Let's verify if the MoAI Accelerator is recognized correctly in PyTorch, one of the most widely used deep learning frameworks. Using the cuda API in the Python interpreter, we can see that PyTorch recognizes the MoAI Accelerator as a single device.
$ python
Python 3.8.19 (default)
[GCC 11.2.0] :: Anaconda, Inc. on linux
Type "help", "copyright", "credits" or "license" for more information.
>>> import torch
>>> torch.cuda.device_count()
1
An important point to note is that there are no physical GPUs in the user's environment. When the user attempts to use GPU accelerators through APIs like cuda
in deep learning frameworks such as PyTorch, the MoAI Platform automatically allocates GPU cluster resources.
#
Dynamic GPU Allocation on the MoAI Platform
The MoAI Platform dynamically handles GPU allocation at the process level. This ensures that users efficiently receive physical GPU allocations while training and inferencing models using frameworks like PyTorch. It also provides flexibility, allowing users to select and adjust the number of GPUs from various pre-defined MoAI Accelerator flavors as needed.
In contrast, traditional cloud platforms typically allocate physical GPUs statically from the moment an instance is created. If users wish to change the number of GPUs or stop using them, they need to delete the existing instance or terminate the container and restart it. The MoAI Platform's dynamic allocation significantly reduces this inconvenience.

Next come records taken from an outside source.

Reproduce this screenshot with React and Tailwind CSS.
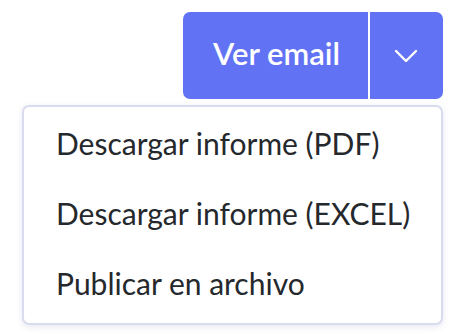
import React from 'react';

const items = [
  'Descargar informe (PDF)',
  'Descargar informe (EXCEL)',
  'Publicar en archivo',
];

const Chevron = () => (
  <svg width="24" height="14" viewBox="0 0 24 14" fill="none">
    <path d="M2 2l10 10L22 2" stroke="white" strokeWidth="2.4" strokeLinecap="round" strokeLinejoin="round" />
  </svg>
);

export default function App() {
  return (
    <div className="w-[464px] h-[334px] bg-white flex flex-col items-end pt-[12px] pr-[21px] font-['Lato',sans-serif]">
      {/* split button */}
      <div className="flex h-[87px] w-[260px] rounded-[7px] bg-[#6173f4] text-white">
        <button className="w-[185px] flex items-center justify-center text-[31px] font-semibold pb-[4px] pl-[2px]">
          Ver email
        </button>
        <div className="w-[1.5px] bg-white" />
        <button className="flex-1 flex items-center justify-center">
          <Chevron />
        </button>
      </div>

      {/* dropdown menu */}
      <div className="mt-[6px] w-[421px] rounded-[7px] border-2 border-[#d8dcee] bg-white py-[3px] shadow-[0_2px_6px_rgba(120,130,190,0.18)]">
        {items.map((label) => (
          <div key={label} className="h-[70px] flex items-center pl-[32px] pb-[4px] text-[30px] text-[#25282c]">
            {label}
          </div>
        ))}
      </div>
    </div>
  );
}
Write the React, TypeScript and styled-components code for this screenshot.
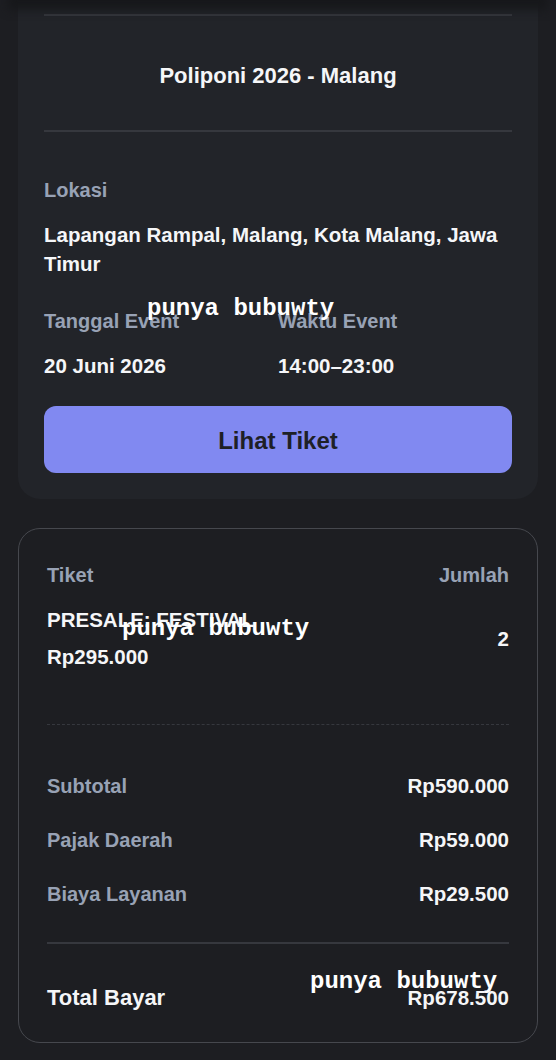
import React from 'react'
import styled, { createGlobalStyle } from 'styled-components'

const colors = {
  page: '#1d1e22',
  card: '#222429',
  line: '#36383e',
  border: '#46484e',
  label: '#98a2b5',
  white: '#f5f6f8',
  accent: '#8189f1',
  dark: '#1e2026',
}

const GlobalStyle = createGlobalStyle`
  * { box-sizing: border-box; }
  html, body {
    margin: 0;
    padding: 0;
    background: ${colors.page};
  }
  body {
    font-family: 'Liberation Sans', Arial, sans-serif;
    -webkit-font-smoothing: antialiased;
  }
`

const PageWrapper = styled.div`
  position: relative;
  min-height: 1060px;
  padding: 0 18px 20px;
  background: ${colors.page};
  overflow: hidden;
`

const TopShade = styled.div`
  height: 0;
  box-shadow: 0 0 10px 10px #17181b;
  position: relative;
  z-index: 1;
`

const EventCard = styled.section`
  background: ${colors.card};
  border-radius: 0 0 22px 22px;
  padding: 14px 26px 26px;
`

const TitleBlock = styled.div`
  border-top: 2px solid ${colors.line};
  border-bottom: 2px solid ${colors.line};
  padding: 46px 0 40px;
  text-align: center;
`

const Title = styled.h1`
  margin: 0;
  font-size: 22px;
  line-height: 28px;
  font-weight: 700;
  color: ${colors.white};
`

const InfoGrid = styled.div`
  display: grid;
  grid-template-columns: 1fr 1fr;
  row-gap: 31px;
  padding-top: 46px;
`

const InfoBlock = styled.div<{ $wide?: boolean }>`
  display: flex;
  flex-direction: column;
  gap: 18px;
  grid-column: ${({ $wide }) => ($wide ? '1 / -1' : 'auto')};
`

const Label = styled.div`
  font-size: 20px;
  line-height: 24px;
  font-weight: 700;
  color: ${colors.label};
`

const Value = styled.div<{ $size?: number }>`
  font-size: ${({ $size }) => $size || 20.5}px;
  line-height: 29px;
  font-weight: 700;
  color: ${colors.white};
`

const Button = styled.button`
  display: block;
  width: 100%;
  height: 67px;
  margin-top: 26px;
  border: none;
  border-radius: 12px;
  background: ${colors.accent};
  color: ${colors.dark};
  font-family: 'Liberation Sans', Arial, sans-serif;
  font-size: 24px;
  font-weight: 700;
  padding-top: 3px;
`

const SummaryCard = styled.section`
  margin-top: 29px;
  border: 1px solid ${colors.border};
  border-radius: 22px;
  padding: 34px 28px 30px;
  background: ${colors.page};
`

const Row = styled.div<{ $align?: string }>`
  display: flex;
  justify-content: space-between;
  align-items: ${({ $align }) => $align || 'center'};
`

const ItemRow = styled(Row)`
  margin-top: 18px;
  padding-bottom: 53px;
  border-bottom: 1px dashed ${colors.line};
`

const ItemInfo = styled.div`
  display: flex;
  flex-direction: column;
  gap: 8px;
`

const Costs = styled.div`
  display: flex;
  flex-direction: column;
  gap: 25px;
  padding: 46px 0 34px;
  border-bottom: 2px solid ${colors.line};
`

const TotalRow = styled(Row)`
  padding-top: 39px;
`

const Watermark = styled.span<{ $x: number; $y: number }>`
  position: absolute;
  left: ${({ $x }) => $x}px;
  top: ${({ $y }) => $y}px;
  font-family: 'Liberation Mono', 'Courier New', monospace;
  font-size: 24px;
  line-height: 24px;
  font-weight: 700;
  color: #ffffff;
  white-space: nowrap;
  pointer-events: none;
  z-index: 2;
`

const costs = [
  { label: 'Subtotal', value: 'Rp590.000' },
  { label: 'Pajak Daerah', value: 'Rp59.000' },
  { label: 'Biaya Layanan', value: 'Rp29.500' },
]

const marks = [
  { x: 147, y: 297 },
  { x: 122, y: 617 },
  { x: 310, y: 970 },
]

const App = (): JSX.Element => {
  return (
    <PageWrapper>
      <GlobalStyle />
      <TopShade />
      <EventCard>
        <TitleBlock>
          <Title>Poliponi 2026 - Malang</Title>
        </TitleBlock>
        <InfoGrid>
          <InfoBlock $wide>
            <Label>Lokasi</Label>
            <Value>Lapangan Rampal, Malang, Kota Malang, Jawa Timur</Value>
          </InfoBlock>
          <InfoBlock>
            <Label>Tanggal Event</Label>
            <Value>20 Juni 2026</Value>
          </InfoBlock>
          <InfoBlock>
            <Label>Waktu Event</Label>
            <Value>14:00–23:00</Value>
          </InfoBlock>
        </InfoGrid>
        <Button>Lihat Tiket</Button>
      </EventCard>

      <SummaryCard>
        <Row>
          <Label>Tiket</Label>
          <Label>Jumlah</Label>
        </Row>
        <ItemRow>
          <ItemInfo>
            <Value>PRESALE: FESTIVAL</Value>
            <Value>Rp295.000</Value>
          </ItemInfo>
          <Value>2</Value>
        </ItemRow>
        <Costs>
          {costs.map((c) => (
            <Row key={c.label}>
              <Label>{c.label}</Label>
              <Value>{c.value}</Value>
            </Row>
          ))}
        </Costs>
        <TotalRow>
          <Value $size={22}>Total Bayar</Value>
          <Value>Rp678.500</Value>
        </TotalRow>
      </SummaryCard>

      {marks.map((m, i) => (
        <Watermark key={i} $x={m.x} $y={m.y}>punya bubuwty</Watermark>
      ))}
    </PageWrapper>
  )
}

export default App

Let's go through a simple example of changing the MoAI Accelerator flavor.
First, check the current MoAI Accelerator in use by entering the moreh-smi
command in the terminal.
$ moreh-smi
+---------------------------------------------------------------------------------------------------+
| Current Version: 24.5.0 Latest Version: 24.5.0 |
+---------------------------------------------------------------------------------------------------+
| Device | Name | Model | Memory Usage | Total Memory | Utilization |
+===================================================================================================+
| * 0 | MoAI Accelerator | xLarge.512GB | - | - | - |
+---------------------------------------------------------------------------------------------------+
You can see that the current flavor of the MoAI Accelerator being used is
xLarge.512GB
. If you need to train a larger model or want to use more GPUs to speed up training, you can easily switch the flavor by entering the moreh-switch-model
command.
$ moreh-switch-model
Current MoAI Accelerator: xLarge.512GB
1. Small.64GB
2. Medium.128GB
3. Large.256GB
4. xLarge.512GB *
5. 1.5xLarge.768GB
6. 2xLarge.1024GB
7. 3xLarge.1536GB
8. 4xLarge.2048GB
9. 6xLarge.3072GB
10. 8xLarge.4096GB
11. 12xLarge.6144GB
12. 24xLarge.12288GB
13. 48xLarge.24576GB
Selection (1-13, q, Q): 8
The MoAI Accelerator model is successfully switched to "4xLarge.2048GB".
1. Small.64GB
2. Medium.128GB
3. Large.256GB
4. xLarge.512GB
5. 1.5xLarge.768GB
6. 2xLarge.1024GB
7. 3xLarge.1536GB
8. 4xLarge.2048GB *
9. 6xLarge.3072GB
10. 8xLarge.4096GB
11. 12xLarge.6144GB
12. 24xLarge.12288GB
13. 48xLarge.24576GB
Selection (1-13, q, Q):
q
After entering the moreh-smi
command again to check the current MoAI Accelerator flavor, you can see it has been successfully changed to
4xLarge.2048GB
.
$ moreh-smi
+-----------------------------------------------------------------------------------------------------+
| Current Version: 24.5.0 Latest Version: 24.5.0 |
+-----------------------------------------------------------------------------------------------------+
| Device | Name | Model | Memory Usage | Total Memory | Utilization |
+=====================================================================================================+
| * 0 | MoAI Accelerator | 4xLarge.2048GB | - | - | - |
+-----------------------------------------------------------------------------------------------------+
#
Conclusion
The MoAI Platform simplifies the complexity of multi-node GPU clusters through virtualization technology known as the MoAI Accelerator. It provides users with a powerful yet flexible computing environment. By allowing users to adjust model size and the number of GPUs without complex settings and management tasks, it enables efficient resource utilization. Use the MoAI Accelerator on the MoAI Platform to design and train deep learning models quickly and efficiently.